… on a starving lab, who never seems to learn


Alert and ready.

Every morning, at about 9:00 we get ready to feed the dogs.

The Nearly Perfect Husband heads on into the hall and has them all sit as he scoops out the food…

Blaze is not in this photo, because she is licking my face in an act of utter defiance of the Nearly Perfect Husband (and, I assume, love and worship of me)…


Sit. Wait.

Here is a better photo of this morning, in which Marshal Dillon Dingle has moved closer to the food dishes (he moves slowly, and always in a sitting position, so as to not draw attention to the fact that he moved himself). Blaze has come to sit beside him after washing my face while I tried to take photos.

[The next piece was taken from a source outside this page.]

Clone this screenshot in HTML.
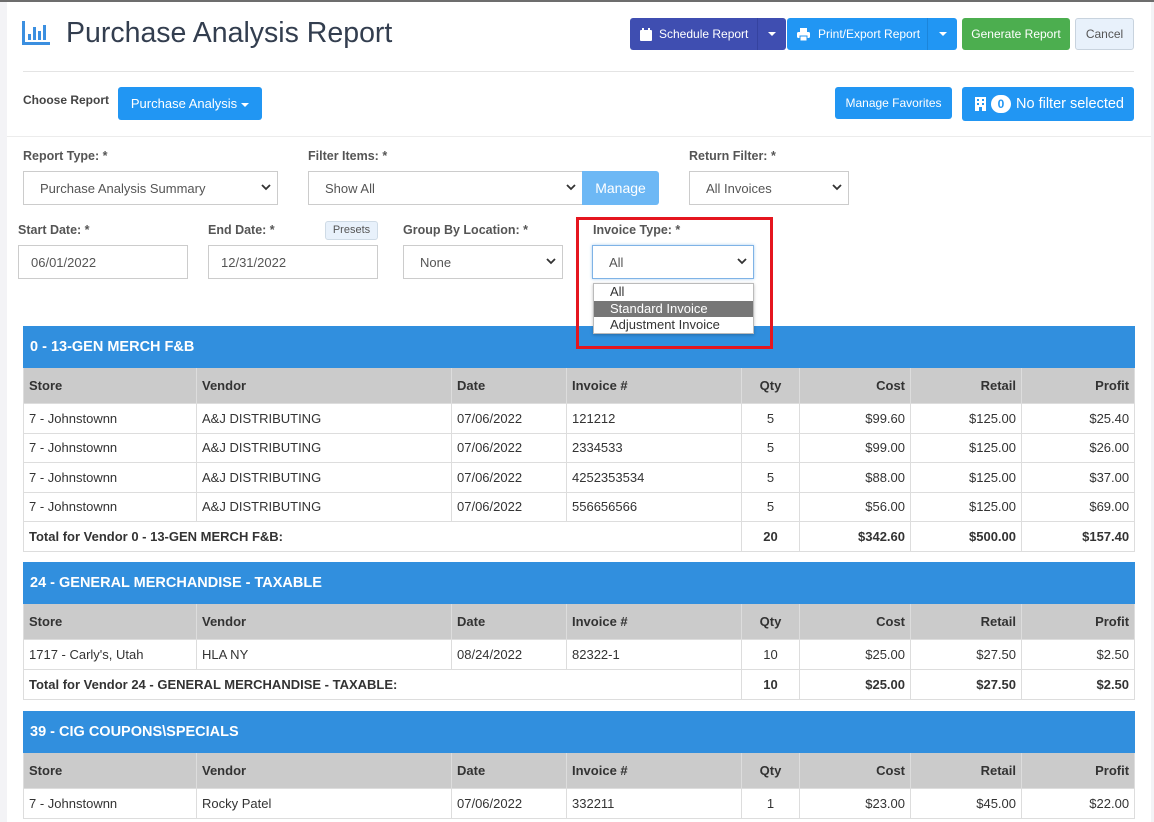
<!DOCTYPE html>
<html style="overflow:hidden;height:822px"><head><meta charset="utf-8"><style>
*{box-sizing:border-box;margin:0;padding:0}
body{width:1154px;height:822px;overflow:hidden;background:#f3f3f6;font-family:"Liberation Sans",sans-serif;font-size:13px;color:#333;position:relative}
.panel{position:absolute;left:7px;top:2px;width:1144px;height:820px;background:#fff}
.topline{position:absolute;left:0;top:0;width:1154px;height:2px;background:#6d6d6d}
.a{position:absolute}
.btn{position:absolute;color:#fff;border-radius:3px;font-size:12.5px;display:flex;align-items:center;justify-content:center;white-space:nowrap}
.lbl{position:absolute;font-size:12.5px;font-weight:bold;color:#555}
.sel{position:absolute;border:1px solid #ccc;background:#fff;font-size:13px;color:#555;display:flex;align-items:center;padding-left:16px}
.sel svg{position:absolute;right:6px;top:50%;margin-top:-4px}
.hr{position:absolute;height:1px;background:#e4e4e4}
table{position:absolute;left:23px;width:1111px;border-collapse:collapse;table-layout:fixed}
td{border:1px solid #ddd;padding:0 5px;font-size:13px;color:#333;white-space:nowrap;overflow:hidden;text-align:left}
tr.h td{background:#318fde;color:#fff;font-weight:bold;font-size:14.5px;border-color:#318fde;height:41px;padding-left:6px}
tr.c td{background:#cbcbcb;font-weight:bold;color:#333;height:36px;border-color:#ddd}
tr.rw td{height:29.5px}
tr.t td{font-weight:bold;height:30px}
td.rt{text-align:right}td.m{text-align:center}
</style></head><body>
<div class="topline"></div>
<div class="panel"></div>
<svg class="a" style="left:22px;top:21px" width="28" height="24" viewBox="0 0 28 24"><rect x="0" y="0" width="3" height="24" fill="#3b8fe0"/><rect x="0" y="21" width="28" height="3" fill="#3b8fe0"/><rect x="6" y="13" width="3" height="6" fill="#3b8fe0"/><rect x="11" y="6" width="3" height="13" fill="#3b8fe0"/><rect x="16" y="10" width="3" height="9" fill="#3b8fe0"/><rect x="21" y="4" width="3" height="15" fill="#3b8fe0"/></svg>
<div class="a" style="left:66px;top:17px;font-size:28.5px;color:#333e4f;white-space:nowrap">Purchase Analysis Report</div>
<div class="btn" style="left:630px;top:18px;width:156px;height:32px;background:#3f4eb1;justify-content:flex-start;padding-left:10px;font-size:12px">
<svg width="12" height="13" viewBox="0 0 12 13"><rect x="0" y="2" width="12" height="11" rx="1" fill="#fff"/><rect x="2" y="0" width="2" height="3" fill="#fff"/><rect x="8" y="0" width="2" height="3" fill="#fff"/></svg><span style="margin-left:7px">Schedule Report</span>
<span style="position:absolute;left:127px;top:0;width:1px;height:32px;background:#3543a0"></span><span style="position:absolute;right:10px;top:14px;border:4px solid transparent;border-top:4px solid #fff;border-bottom:0"></span></div>
<div class="btn" style="left:787px;top:18px;width:170px;height:32px;background:#2196f3;justify-content:flex-start;padding-left:10px;font-size:12px">
<svg width="13" height="13" viewBox="0 0 13 13"><rect x="3" y="0" width="7" height="4" fill="#fff"/><rect x="0" y="4" width="13" height="6" rx="1.5" fill="#fff"/><rect x="3" y="8" width="7" height="5" fill="#fff" stroke="#2196f3" stroke-width="1"/></svg><span style="margin-left:8px">Print/Export Report</span>
<span style="position:absolute;left:140px;top:0;width:1px;height:32px;background:#1b85db"></span><span style="position:absolute;right:10px;top:14px;border:4px solid transparent;border-top:4px solid #fff;border-bottom:0"></span></div>
<div class="btn" style="left:962px;top:18px;width:108px;height:32px;background:#4cae4f;font-size:12px">Generate Report</div>
<div class="btn" style="left:1075px;top:18px;width:59px;height:32px;background:#e8f1fb;border:1px solid #c8d3de;color:#555;font-size:12px">Cancel</div>
<div class="hr" style="left:23px;top:71px;width:1111px"></div>
<div class="lbl" style="left:23px;top:93px;font-size:12px;color:#444">Choose Report</div>
<div class="btn" style="left:118px;top:87px;width:144px;height:33px;background:#2196f3;font-size:13px">Purchase Analysis<span style="margin-left:4px;border:4px solid transparent;border-top:4px solid #fff;border-bottom:0;margin-top:2px"></span></div>
<div class="btn" style="left:835px;top:87px;width:117px;height:32px;background:#2196f3;font-size:12px">Manage Favorites</div>
<div class="btn" style="left:962px;top:87px;width:172px;height:34px;background:#2196f3;font-size:14.5px;justify-content:flex-start;padding-left:13px">
<svg width="11" height="14" viewBox="0 0 11 14"><rect x="0" y="0" width="11" height="14" fill="#fff"/><rect x="2" y="2" width="2" height="2" fill="#2196f3"/><rect x="7" y="2" width="2" height="2" fill="#2196f3"/><rect x="2" y="6" width="2" height="2" fill="#2196f3"/><rect x="7" y="6" width="2" height="2" fill="#2196f3"/><rect x="4" y="10" width="3" height="4" fill="#2196f3"/></svg>
<span style="margin-left:5px;width:20px;height:18px;border-radius:9px;background:#fff;color:#2196f3;font-weight:bold;font-size:12px;display:flex;align-items:center;justify-content:center">0</span><span style="margin-left:5px">No filter selected</span></div>
<div class="hr" style="left:7px;top:136px;width:1144px;background:#ececec"></div>
<div class="lbl" style="left:23px;top:149px">Report Type: *</div>
<div class="sel" style="left:23px;top:171px;width:255px;height:34px">Purchase Analysis Summary<svg width="10" height="7" viewBox="0 0 10 7"><path d="M1 1l4 4 4-4" stroke="#333" stroke-width="1.8" fill="none"/></svg></div>
<div class="lbl" style="left:308px;top:149px">Filter Items: *</div>
<div class="sel" style="left:308px;top:171px;width:275px;height:34px">Show All<svg width="10" height="7" viewBox="0 0 10 7"><path d="M1 1l4 4 4-4" stroke="#333" stroke-width="1.8" fill="none"/></svg></div>
<div class="btn" style="left:582px;top:171px;width:77px;height:34px;background:#6db8f5;font-size:14px;border-radius:0 3px 3px 0">Manage</div>
<div class="lbl" style="left:689px;top:149px">Return Filter: *</div>
<div class="sel" style="left:689px;top:171px;width:160px;height:34px">All Invoices<svg width="10" height="7" viewBox="0 0 10 7"><path d="M1 1l4 4 4-4" stroke="#333" stroke-width="1.8" fill="none"/></svg></div>
<div class="lbl" style="left:18px;top:223px">Start Date: *</div>
<div class="sel" style="left:18px;top:245px;width:170px;height:34px;padding-left:12px">06/01/2022</div>
<div class="lbl" style="left:208px;top:223px">End Date: *</div>
<div class="a" style="left:325px;top:221px;width:53px;height:19px;background:#e8f1fb;border:1px solid #cfdbe6;border-radius:3px;font-size:11px;color:#555;text-align:center;line-height:17px">Presets</div>
<div class="sel" style="left:208px;top:245px;width:170px;height:34px;padding-left:12px">12/31/2022</div>
<div class="lbl" style="left:403px;top:223px">Group By Location: *</div>
<div class="sel" style="left:403px;top:245px;width:160px;height:34px;padding-left:16px">None<svg width="10" height="7" viewBox="0 0 10 7"><path d="M1 1l4 4 4-4" stroke="#333" stroke-width="1.8" fill="none"/></svg></div>
<div class="lbl" style="left:593px;top:223px">Invoice Type: *</div>
<div class="sel" style="left:592px;top:245px;width:162px;height:34px;border-color:#7fb3e6;box-shadow:0 0 3px #a8cdf0">All<svg width="10" height="7" viewBox="0 0 10 7"><path d="M1 1l4 4 4-4" stroke="#333" stroke-width="1.8" fill="none"/></svg></div>
<table style="top:326px">
<colgroup><col style="width:173px"><col style="width:255px"><col style="width:115px"><col style="width:175px"><col style="width:58px"><col style="width:111px"><col style="width:111px"><col style="width:113px"></colgroup>
<tr class="h"><td colspan="8">0 - 13-GEN MERCH F&amp;B</td></tr>
<tr class="c"><td>Store</td><td>Vendor</td><td>Date</td><td>Invoice #</td><td class="m">Qty</td><td class="rt">Cost</td><td class="rt">Retail</td><td class="rt">Profit</td></tr>
<tr class="rw"><td>7 - Johnstownn</td><td>A&amp;J DISTRIBUTING</td><td>07/06/2022</td><td>121212</td><td class="m">5</td><td class="rt">$99.60</td><td class="rt">$125.00</td><td class="rt">$25.40</td></tr>
<tr class="rw"><td>7 - Johnstownn</td><td>A&amp;J DISTRIBUTING</td><td>07/06/2022</td><td>2334533</td><td class="m">5</td><td class="rt">$99.00</td><td class="rt">$125.00</td><td class="rt">$26.00</td></tr>
<tr class="rw"><td>7 - Johnstownn</td><td>A&amp;J DISTRIBUTING</td><td>07/06/2022</td><td>4252353534</td><td class="m">5</td><td class="rt">$88.00</td><td class="rt">$125.00</td><td class="rt">$37.00</td></tr>
<tr class="rw"><td>7 - Johnstownn</td><td>A&amp;J DISTRIBUTING</td><td>07/06/2022</td><td>556656566</td><td class="m">5</td><td class="rt">$56.00</td><td class="rt">$125.00</td><td class="rt">$69.00</td></tr>
<tr class="t"><td colspan="4">Total for Vendor 0 - 13-GEN MERCH F&amp;B:</td><td class="m">20</td><td class="rt">$342.60</td><td class="rt">$500.00</td><td class="rt">$157.40</td></tr>
</table>
<table style="top:562px">
<colgroup><col style="width:173px"><col style="width:255px"><col style="width:115px"><col style="width:175px"><col style="width:58px"><col style="width:111px"><col style="width:111px"><col style="width:113px"></colgroup>
<tr class="h"><td colspan="8">24 - GENERAL MERCHANDISE - TAXABLE</td></tr>
<tr class="c"><td>Store</td><td>Vendor</td><td>Date</td><td>Invoice #</td><td class="m">Qty</td><td class="rt">Cost</td><td class="rt">Retail</td><td class="rt">Profit</td></tr>
<tr class="rw"><td>1717 - Carly's, Utah</td><td>HLA NY</td><td>08/24/2022</td><td>82322-1</td><td class="m">10</td><td class="rt">$25.00</td><td class="rt">$27.50</td><td class="rt">$2.50</td></tr>
<tr class="t"><td colspan="4">Total for Vendor 24 - GENERAL MERCHANDISE - TAXABLE:</td><td class="m">10</td><td class="rt">$25.00</td><td class="rt">$27.50</td><td class="rt">$2.50</td></tr>
</table>
<table style="top:711px">
<colgroup><col style="width:173px"><col style="width:255px"><col style="width:115px"><col style="width:175px"><col style="width:58px"><col style="width:111px"><col style="width:111px"><col style="width:113px"></colgroup>
<tr class="h"><td colspan="8">39 - CIG COUPONS\SPECIALS</td></tr>
<tr class="c"><td>Store</td><td>Vendor</td><td>Date</td><td>Invoice #</td><td class="m">Qty</td><td class="rt">Cost</td><td class="rt">Retail</td><td class="rt">Profit</td></tr>
<tr class="rw"><td>7 - Johnstownn</td><td>Rocky Patel</td><td>07/06/2022</td><td>332211</td><td class="m">1</td><td class="rt">$23.00</td><td class="rt">$45.00</td><td class="rt">$22.00</td></tr>
</table>
<div class="a" style="left:593px;top:283px;width:161px;height:51px;background:#fff;border:1px solid #bbb;box-shadow:0 1px 3px rgba(0,0,0,.25);font-size:13px;color:#333;line-height:16.5px">
<div style="padding-left:16px">All</div>
<div style="padding-left:16px;background:#777;color:#fff">Standard Invoice</div>
<div style="padding-left:16px">Adjustment Invoice</div></div>
<div class="a" style="left:576px;top:217px;width:197px;height:132px;border:3px solid #e5161f"></div>
</body></html>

Shepherds faking interest.

You can see the intensity that the Shepherds have for their food bowls, right?

You would think that they would dive right in and ravenously devour every last kibble right away by such focus, right?


What happens is that Fred dives into his bowl and (and we have timed this), often in under twenty seconds, has cleaned it of every last morsel, checked the floor around it for any kibbles that cut and ran during his feeding frenzy, and then is looking at us…. like this:



And in the mean time, the Shepherds are pretty much using their tongues to pick up their little kibbles – ONE BY ONE – examining them, and deciding whether to chew and swallow.

We are pretty sure they discuss their decisions with each other.

With every. single. kibble.

So The Nearly Perfect Husband sometimes gives Fred a little treat to make him feel better about being the first one done, and having to stand awkwardly (and droopingly) by as the Shepherds discuss their decisions over their meal. And you can tell that Fred is grateful for this distraction because look at his tail.

By the way, that is Blaze’s tail to the right. She is not even one eighth done with her own bowl at this point.


Pity snack.

And then, inevitably, Fred cannot contain himself and begins to look for errant kibbles a little too close to the Shepherd’s bowls. And right now you are thinking that I am going to say that Blaze gets all growly and chases him away but I am not.

Fred is a lab. He is goofy, and tippy-tap dance-y and love-y and all those good things that labs are.

But he is also hungry. And will eat just about anything you put in front of him, any time, no matter how much he has had to eat already.

The Fred you see above? That Fred would tell you that he has been on a forced hunger strike for years. And he is still easily ten pounds overweight.

Ten pounds!

He is only a 75 (okay… right now 85) pound dog!

In the past, he has been twenty pounds overweight.*

So we watch him closely.

Because the Shepherds have food ADD (it is too real!), they will happily discuss their kibble consumption, and get completely distracted doing so, as Fred noses his way in and eats all their kibble.

And then the Shepherds will completely forget they had any kibble to begin with and ask to go outside after the huge meal they just consumed.

Then Blaze and Marshal Dillon Dingle end up underweight, while Fred is rolling his way around the house like a sideways Weeble.

Not a good thing.

So what happens?

Every single meal?

Fred finishes, licks his chops, gets a little snack of consolation cheese from the Nearly Perfect Husband.

And, in order to keep him from starving the Shepherds, he ends up…

In potty prison.


Potty Prison.

Ya. I know.

He’s emaciated.

He could tell you all about it.

Thanks for readin’.

*Thanks to a giant, value box of milk bones that the Old Yankee Man hides in next to his chair, in plain sight, insisting that, when Fred comes in, he just takes one (the freakin’ dog dives in head first and can woof down half a box before the Old Yankee Man even knows he’s in the apartment.)